→ **Written request**:
Seek out every line containing the word "components", and copy each.

=== Data in this exercise ===

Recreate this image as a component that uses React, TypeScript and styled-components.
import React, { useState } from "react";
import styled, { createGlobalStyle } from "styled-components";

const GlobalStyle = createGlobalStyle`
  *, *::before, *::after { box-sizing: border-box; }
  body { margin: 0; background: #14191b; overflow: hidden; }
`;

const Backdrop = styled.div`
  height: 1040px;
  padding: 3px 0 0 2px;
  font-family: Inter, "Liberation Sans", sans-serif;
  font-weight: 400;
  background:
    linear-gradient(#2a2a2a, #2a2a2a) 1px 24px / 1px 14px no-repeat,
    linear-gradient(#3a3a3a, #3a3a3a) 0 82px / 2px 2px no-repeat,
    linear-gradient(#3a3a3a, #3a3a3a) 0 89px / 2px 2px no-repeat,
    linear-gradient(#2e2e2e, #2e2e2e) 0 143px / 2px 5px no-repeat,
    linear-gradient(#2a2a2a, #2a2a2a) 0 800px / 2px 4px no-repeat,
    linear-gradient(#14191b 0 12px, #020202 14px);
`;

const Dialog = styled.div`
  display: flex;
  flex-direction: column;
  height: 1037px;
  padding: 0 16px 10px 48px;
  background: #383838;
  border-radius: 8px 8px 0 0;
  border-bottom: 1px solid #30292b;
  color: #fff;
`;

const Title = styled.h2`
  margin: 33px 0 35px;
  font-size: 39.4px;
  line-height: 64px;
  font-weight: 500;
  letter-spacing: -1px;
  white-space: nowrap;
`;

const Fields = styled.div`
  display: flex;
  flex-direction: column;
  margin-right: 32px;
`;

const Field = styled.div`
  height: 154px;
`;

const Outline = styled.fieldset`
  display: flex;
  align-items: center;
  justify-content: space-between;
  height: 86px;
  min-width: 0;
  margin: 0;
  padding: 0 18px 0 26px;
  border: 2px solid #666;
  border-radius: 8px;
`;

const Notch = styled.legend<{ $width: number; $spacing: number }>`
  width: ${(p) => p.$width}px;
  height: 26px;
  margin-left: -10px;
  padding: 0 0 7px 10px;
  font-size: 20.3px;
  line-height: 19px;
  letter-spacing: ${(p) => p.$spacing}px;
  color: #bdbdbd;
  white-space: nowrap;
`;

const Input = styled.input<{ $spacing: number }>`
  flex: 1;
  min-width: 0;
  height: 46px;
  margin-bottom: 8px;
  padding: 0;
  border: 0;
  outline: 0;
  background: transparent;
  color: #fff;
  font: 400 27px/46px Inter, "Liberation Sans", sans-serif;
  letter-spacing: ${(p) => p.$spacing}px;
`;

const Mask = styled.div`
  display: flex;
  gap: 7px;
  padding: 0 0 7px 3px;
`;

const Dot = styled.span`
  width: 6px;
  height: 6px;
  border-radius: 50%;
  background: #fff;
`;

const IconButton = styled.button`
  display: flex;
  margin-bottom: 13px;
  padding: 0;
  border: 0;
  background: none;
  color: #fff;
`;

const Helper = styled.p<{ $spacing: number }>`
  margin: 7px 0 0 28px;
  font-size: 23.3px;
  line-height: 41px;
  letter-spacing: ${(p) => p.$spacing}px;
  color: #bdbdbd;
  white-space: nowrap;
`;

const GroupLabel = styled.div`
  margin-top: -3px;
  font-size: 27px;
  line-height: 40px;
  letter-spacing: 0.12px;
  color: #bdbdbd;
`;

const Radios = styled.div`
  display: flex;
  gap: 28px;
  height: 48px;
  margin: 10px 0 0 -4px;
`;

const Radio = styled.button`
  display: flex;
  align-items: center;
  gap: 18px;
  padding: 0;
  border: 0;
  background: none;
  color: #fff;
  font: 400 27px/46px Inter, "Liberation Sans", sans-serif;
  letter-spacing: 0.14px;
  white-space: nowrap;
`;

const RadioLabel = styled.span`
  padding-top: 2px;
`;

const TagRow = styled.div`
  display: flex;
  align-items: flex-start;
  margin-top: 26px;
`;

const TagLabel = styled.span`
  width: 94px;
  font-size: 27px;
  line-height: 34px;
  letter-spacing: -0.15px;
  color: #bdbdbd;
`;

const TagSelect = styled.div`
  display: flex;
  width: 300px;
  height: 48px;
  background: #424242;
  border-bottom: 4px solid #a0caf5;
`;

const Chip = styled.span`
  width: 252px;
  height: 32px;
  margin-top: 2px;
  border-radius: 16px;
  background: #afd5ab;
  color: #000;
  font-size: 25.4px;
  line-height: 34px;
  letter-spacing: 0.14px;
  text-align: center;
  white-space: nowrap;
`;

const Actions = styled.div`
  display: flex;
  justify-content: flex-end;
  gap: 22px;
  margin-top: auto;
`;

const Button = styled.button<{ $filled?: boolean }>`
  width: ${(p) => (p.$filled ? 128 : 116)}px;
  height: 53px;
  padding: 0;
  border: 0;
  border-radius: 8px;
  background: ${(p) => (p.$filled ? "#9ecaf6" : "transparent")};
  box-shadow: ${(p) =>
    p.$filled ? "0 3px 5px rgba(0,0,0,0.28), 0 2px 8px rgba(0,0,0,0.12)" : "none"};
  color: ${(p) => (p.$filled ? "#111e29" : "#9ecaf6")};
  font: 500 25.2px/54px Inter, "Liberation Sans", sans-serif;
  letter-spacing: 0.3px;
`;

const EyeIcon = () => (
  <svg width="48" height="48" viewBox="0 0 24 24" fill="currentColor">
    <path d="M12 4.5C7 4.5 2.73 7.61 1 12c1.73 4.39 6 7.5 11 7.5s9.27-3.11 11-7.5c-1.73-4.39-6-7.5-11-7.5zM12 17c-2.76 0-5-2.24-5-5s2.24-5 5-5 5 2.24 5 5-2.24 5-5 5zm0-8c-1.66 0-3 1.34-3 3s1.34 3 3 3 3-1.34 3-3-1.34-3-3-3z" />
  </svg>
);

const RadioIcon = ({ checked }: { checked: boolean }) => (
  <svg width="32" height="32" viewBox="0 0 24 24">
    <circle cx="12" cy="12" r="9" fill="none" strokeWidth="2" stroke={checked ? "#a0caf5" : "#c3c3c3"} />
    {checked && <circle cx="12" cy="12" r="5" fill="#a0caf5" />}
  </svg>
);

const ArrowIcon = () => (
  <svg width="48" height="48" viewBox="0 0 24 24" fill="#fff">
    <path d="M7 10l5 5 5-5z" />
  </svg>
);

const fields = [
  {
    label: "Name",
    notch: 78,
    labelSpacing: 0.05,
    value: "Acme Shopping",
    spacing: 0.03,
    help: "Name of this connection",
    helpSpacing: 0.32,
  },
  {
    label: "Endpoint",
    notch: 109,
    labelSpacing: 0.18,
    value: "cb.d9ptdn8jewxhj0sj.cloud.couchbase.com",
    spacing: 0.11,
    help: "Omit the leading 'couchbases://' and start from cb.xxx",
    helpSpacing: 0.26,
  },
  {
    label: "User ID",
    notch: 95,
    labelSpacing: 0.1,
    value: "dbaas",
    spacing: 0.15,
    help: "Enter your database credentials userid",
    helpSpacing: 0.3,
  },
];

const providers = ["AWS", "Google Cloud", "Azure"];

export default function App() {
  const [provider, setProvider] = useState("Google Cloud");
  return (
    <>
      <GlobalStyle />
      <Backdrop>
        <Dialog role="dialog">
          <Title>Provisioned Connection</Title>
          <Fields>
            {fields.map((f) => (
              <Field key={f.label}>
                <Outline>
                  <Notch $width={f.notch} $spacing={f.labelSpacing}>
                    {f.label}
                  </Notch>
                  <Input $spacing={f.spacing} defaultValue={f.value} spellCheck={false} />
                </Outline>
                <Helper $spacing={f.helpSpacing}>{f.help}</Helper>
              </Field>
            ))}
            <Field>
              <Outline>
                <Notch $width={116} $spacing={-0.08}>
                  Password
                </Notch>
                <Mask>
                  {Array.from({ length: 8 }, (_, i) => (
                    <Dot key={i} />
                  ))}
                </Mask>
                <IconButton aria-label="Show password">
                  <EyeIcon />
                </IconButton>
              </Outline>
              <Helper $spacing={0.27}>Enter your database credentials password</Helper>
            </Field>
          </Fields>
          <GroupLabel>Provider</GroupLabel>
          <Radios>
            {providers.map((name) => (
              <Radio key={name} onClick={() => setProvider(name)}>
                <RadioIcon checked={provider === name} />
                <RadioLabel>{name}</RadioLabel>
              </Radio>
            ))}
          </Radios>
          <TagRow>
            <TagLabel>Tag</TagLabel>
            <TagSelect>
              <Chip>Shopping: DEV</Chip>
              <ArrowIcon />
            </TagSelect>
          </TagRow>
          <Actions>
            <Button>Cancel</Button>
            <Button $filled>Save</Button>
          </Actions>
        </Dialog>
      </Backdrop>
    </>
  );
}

===
=== Data in this exercise ===

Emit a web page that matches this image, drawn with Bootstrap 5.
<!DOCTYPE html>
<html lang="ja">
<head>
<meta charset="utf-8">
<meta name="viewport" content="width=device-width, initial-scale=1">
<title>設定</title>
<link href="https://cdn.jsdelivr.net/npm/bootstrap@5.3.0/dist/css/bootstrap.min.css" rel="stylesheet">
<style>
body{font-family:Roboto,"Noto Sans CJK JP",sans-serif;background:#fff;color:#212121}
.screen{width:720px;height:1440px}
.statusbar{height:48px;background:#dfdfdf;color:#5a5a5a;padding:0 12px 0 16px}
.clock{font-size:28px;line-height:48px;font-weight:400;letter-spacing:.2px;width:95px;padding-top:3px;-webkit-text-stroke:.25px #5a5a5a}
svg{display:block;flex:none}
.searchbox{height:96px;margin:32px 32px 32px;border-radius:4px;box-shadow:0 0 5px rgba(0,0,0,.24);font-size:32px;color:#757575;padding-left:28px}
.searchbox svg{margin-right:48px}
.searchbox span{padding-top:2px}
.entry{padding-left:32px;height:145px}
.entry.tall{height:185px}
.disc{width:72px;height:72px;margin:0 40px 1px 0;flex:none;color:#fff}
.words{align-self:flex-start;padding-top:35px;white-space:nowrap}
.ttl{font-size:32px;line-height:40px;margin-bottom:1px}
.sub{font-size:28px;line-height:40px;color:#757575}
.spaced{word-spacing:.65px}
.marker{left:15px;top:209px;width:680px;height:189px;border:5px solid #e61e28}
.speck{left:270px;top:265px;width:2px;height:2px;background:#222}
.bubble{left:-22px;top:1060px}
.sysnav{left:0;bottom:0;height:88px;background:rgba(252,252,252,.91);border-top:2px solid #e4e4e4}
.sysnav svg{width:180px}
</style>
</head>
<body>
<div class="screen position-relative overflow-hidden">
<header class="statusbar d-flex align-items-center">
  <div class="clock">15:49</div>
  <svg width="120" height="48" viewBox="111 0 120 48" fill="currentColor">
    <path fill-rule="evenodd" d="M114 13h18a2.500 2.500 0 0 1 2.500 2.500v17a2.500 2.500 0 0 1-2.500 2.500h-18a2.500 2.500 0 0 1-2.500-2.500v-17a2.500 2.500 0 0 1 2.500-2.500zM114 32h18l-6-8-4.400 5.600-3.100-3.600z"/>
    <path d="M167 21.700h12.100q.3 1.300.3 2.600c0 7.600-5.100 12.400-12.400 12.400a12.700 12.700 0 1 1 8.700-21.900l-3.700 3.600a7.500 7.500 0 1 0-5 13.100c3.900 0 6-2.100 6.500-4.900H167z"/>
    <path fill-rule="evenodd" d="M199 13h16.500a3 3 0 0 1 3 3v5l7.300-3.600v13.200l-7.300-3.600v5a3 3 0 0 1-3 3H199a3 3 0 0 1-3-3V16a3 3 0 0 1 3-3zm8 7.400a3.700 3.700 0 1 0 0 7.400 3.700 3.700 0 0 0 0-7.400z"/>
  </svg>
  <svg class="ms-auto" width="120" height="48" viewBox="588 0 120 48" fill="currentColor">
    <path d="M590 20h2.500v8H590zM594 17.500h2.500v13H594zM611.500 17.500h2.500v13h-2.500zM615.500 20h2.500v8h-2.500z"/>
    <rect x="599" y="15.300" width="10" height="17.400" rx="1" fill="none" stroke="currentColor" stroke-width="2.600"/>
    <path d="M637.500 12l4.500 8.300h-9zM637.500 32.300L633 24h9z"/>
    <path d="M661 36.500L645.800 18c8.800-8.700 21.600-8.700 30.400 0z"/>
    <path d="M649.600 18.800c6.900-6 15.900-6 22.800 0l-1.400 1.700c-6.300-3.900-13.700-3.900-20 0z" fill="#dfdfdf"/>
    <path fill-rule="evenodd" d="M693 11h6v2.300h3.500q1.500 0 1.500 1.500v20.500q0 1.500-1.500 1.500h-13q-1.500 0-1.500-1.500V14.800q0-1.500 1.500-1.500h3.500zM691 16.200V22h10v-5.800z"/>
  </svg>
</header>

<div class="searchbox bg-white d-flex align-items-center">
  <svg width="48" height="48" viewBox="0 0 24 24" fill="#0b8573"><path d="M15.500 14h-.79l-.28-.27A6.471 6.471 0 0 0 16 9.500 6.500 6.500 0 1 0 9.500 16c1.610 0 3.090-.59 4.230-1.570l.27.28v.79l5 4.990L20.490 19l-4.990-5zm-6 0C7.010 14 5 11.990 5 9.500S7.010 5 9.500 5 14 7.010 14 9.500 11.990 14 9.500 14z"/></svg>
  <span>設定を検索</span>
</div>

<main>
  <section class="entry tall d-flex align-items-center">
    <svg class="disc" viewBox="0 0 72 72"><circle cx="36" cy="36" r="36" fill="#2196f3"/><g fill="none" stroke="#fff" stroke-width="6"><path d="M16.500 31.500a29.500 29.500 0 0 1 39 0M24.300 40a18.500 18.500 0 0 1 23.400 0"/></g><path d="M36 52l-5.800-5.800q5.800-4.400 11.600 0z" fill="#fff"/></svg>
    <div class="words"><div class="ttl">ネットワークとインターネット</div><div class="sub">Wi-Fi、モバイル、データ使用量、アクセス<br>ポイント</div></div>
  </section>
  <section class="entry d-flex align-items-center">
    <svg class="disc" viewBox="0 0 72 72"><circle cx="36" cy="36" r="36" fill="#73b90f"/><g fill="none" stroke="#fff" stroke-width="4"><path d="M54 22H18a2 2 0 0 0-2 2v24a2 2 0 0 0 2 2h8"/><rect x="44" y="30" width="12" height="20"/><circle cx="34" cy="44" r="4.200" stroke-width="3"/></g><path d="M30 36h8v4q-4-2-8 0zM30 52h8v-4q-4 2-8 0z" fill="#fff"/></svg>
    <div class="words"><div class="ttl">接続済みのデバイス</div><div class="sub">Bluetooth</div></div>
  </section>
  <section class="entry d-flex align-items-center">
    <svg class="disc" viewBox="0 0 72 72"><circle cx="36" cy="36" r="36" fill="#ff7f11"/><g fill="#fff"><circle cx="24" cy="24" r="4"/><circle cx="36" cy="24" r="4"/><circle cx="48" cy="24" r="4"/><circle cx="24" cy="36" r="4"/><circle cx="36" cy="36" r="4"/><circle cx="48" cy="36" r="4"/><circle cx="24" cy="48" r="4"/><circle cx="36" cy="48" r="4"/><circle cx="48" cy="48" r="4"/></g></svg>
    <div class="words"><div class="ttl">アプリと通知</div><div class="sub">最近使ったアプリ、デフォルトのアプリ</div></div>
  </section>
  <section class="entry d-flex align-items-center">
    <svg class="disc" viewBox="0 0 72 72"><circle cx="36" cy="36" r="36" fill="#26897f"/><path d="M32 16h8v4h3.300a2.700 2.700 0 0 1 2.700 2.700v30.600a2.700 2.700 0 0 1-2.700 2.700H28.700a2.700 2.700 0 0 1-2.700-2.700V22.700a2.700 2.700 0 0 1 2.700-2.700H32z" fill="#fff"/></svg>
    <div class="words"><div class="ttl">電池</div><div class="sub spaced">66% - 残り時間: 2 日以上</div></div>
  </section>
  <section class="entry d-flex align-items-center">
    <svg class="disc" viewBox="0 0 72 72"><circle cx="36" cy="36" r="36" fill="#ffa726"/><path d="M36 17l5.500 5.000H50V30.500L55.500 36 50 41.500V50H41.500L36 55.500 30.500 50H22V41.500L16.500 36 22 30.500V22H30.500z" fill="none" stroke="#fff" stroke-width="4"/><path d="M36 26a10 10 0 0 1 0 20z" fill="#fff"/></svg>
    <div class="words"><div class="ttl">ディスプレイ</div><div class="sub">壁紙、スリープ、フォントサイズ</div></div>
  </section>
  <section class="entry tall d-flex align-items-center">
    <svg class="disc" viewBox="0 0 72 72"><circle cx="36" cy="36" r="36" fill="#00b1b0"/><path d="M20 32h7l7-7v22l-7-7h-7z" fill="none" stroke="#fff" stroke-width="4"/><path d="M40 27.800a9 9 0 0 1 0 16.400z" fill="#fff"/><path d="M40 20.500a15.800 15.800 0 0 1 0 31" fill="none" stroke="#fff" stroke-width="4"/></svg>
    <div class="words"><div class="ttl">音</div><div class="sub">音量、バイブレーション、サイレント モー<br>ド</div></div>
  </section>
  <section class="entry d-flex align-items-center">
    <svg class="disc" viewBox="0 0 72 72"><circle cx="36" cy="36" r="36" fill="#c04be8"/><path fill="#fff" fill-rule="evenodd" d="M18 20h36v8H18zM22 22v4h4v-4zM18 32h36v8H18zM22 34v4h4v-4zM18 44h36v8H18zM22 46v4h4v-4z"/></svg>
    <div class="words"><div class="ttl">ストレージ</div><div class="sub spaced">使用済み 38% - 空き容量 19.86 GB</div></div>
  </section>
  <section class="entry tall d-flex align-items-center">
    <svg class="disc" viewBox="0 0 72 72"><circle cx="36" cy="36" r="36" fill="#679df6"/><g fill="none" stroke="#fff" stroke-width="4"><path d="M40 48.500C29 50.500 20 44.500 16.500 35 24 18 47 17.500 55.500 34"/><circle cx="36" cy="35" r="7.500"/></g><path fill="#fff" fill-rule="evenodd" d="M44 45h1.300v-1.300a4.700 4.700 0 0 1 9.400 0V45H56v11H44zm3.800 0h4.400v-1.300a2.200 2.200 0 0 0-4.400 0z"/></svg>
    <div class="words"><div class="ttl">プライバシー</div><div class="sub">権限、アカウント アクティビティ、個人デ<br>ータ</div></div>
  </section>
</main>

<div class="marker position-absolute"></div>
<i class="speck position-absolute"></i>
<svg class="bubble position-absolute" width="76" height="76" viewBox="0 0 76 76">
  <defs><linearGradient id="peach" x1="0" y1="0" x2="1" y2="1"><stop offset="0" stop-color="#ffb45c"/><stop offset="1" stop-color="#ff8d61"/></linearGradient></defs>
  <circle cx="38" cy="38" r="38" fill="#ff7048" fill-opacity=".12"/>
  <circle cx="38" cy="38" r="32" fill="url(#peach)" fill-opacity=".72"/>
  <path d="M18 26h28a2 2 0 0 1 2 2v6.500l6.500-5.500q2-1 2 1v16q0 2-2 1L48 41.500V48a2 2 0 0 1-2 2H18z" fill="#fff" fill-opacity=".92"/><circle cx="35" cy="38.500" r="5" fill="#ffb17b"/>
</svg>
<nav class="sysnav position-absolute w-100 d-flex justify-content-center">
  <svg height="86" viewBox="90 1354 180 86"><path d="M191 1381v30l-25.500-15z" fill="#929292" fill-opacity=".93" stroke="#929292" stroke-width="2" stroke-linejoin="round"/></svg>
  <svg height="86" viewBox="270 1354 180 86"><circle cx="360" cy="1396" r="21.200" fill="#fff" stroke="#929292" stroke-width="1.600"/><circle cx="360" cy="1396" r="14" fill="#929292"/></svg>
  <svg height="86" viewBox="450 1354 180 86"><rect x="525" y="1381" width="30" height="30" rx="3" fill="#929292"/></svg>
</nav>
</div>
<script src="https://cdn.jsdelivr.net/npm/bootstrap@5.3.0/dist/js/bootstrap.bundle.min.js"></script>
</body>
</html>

===
=== Data in this exercise ===

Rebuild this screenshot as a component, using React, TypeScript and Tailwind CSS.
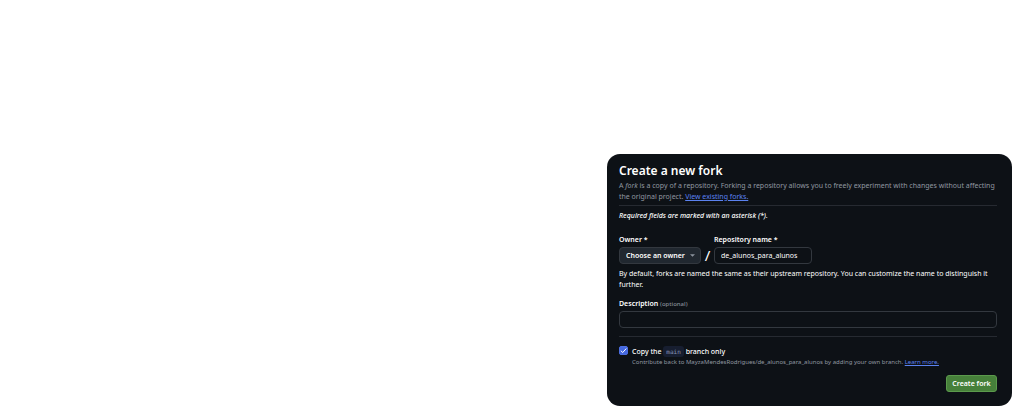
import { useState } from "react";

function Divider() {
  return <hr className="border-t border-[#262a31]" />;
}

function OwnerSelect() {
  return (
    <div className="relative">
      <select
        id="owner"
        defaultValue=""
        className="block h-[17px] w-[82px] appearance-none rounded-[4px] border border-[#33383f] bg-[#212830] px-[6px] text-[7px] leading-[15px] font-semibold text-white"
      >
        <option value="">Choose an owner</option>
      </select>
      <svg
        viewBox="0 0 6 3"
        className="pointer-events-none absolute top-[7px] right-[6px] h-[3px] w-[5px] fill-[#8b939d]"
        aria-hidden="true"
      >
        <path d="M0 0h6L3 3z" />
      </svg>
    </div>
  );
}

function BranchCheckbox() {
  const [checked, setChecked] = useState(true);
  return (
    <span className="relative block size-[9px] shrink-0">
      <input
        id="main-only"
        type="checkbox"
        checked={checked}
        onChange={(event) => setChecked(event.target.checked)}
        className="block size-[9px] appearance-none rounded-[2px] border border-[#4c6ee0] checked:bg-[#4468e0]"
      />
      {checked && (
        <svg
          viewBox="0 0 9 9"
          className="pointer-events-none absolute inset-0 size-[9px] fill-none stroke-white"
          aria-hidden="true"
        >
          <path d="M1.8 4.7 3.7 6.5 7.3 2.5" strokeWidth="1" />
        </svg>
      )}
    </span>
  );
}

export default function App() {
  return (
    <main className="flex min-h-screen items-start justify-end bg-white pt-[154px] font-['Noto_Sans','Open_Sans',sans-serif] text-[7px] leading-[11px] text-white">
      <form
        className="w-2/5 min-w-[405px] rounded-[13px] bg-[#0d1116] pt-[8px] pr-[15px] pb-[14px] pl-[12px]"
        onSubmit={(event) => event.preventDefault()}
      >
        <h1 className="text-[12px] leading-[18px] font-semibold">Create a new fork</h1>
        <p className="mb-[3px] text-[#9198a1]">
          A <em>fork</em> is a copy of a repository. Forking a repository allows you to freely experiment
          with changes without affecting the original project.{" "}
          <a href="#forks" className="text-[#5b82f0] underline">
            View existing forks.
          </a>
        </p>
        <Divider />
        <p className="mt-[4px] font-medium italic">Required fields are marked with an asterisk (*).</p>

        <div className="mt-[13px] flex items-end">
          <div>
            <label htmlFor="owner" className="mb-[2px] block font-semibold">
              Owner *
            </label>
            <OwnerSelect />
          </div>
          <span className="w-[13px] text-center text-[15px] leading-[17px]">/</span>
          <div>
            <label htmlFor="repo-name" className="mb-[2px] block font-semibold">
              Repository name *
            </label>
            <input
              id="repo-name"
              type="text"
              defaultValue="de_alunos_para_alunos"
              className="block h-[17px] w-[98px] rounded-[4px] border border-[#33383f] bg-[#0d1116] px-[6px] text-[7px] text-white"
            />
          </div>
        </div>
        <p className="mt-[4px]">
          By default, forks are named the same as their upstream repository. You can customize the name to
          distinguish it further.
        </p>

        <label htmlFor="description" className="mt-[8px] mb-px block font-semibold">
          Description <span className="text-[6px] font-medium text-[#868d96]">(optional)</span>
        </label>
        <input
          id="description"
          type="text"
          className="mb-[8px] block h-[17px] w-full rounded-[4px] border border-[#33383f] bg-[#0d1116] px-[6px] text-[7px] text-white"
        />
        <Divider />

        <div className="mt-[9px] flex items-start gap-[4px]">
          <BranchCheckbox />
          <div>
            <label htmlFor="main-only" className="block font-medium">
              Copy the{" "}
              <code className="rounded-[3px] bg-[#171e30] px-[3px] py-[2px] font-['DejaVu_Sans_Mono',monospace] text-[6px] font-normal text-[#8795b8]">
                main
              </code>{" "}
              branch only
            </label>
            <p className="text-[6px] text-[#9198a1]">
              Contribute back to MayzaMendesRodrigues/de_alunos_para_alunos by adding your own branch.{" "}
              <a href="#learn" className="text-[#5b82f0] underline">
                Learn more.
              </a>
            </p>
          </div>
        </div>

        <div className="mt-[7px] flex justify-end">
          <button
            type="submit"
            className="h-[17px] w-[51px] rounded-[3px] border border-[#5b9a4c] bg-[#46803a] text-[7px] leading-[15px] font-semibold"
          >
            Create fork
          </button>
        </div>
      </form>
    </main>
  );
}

===

→ **Task output**:
Recreate this image as a component that uses React, TypeScript and styled-components.
import styled, { createGlobalStyle } from "styled-components";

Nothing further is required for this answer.